My life as a patient
2017 has arrived with a whimper while 2016 has gone the way of the dodo while making a rude gesture, pneumonia.
I’m almost a week into this thing, and I’m growing tired of it.
Of all the things to get? Pneumonia? I feel like I ought to be in cottage hospital at Downtown Abbey. The doctor will have said there’s no hope for me–I should just cough my way into the world that is to come.
It’s clear to me that in Downtown, I would be the chap who mucks the stalls not the guy who drinks champagne and sleeps in the guest room. The storyline will have needed something “earthy” to balance out the sheer ebullience of life in a family that wants for nothing and managed to create a society ostensibly designed to meet its every need.

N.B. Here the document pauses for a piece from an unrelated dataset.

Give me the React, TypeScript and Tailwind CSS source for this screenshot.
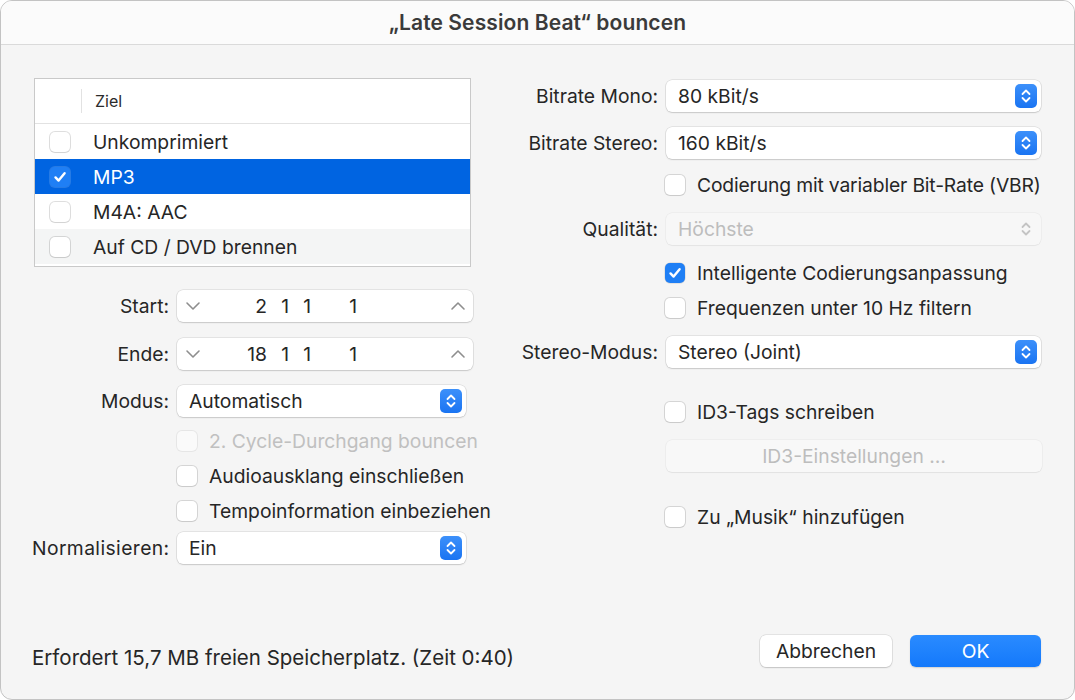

Of course life in contemporary America is nothing like, so ever now and again there needs to be a working lad thrown into the story.
Matthew Crawley’s annoying mother would, however, not permit me to shuffle off this mortal coil. Armed with some half-remembered remedy her late husband had once used, she would surreptitiously swan into my room and inject me with some unknown concoction that would, within the confines of the episode, restore me to health.
Gratefully, I would return to shoveling manure grateful that what’s her name from “the family,” had condescended to save me so that I once more might smell the sweet aroma of horse crap.
The story line would then move along to something infinitely more interesting like the seduction of the heiress by an Turkish diplomat or the delightful Maggie Smith issuing one-liners that eviscerate an opponent without seeming impolite.
I didn’t think real people got pneumonia. It’s known as “the old man’s friend,” because generally as one approaches death, pneumonia slips in and finishes the job started by some other illness.
Apparently pneumonia is typically contracted after something else, in my case the flu. Yes, 2016 really did give me a special send off didn’t it?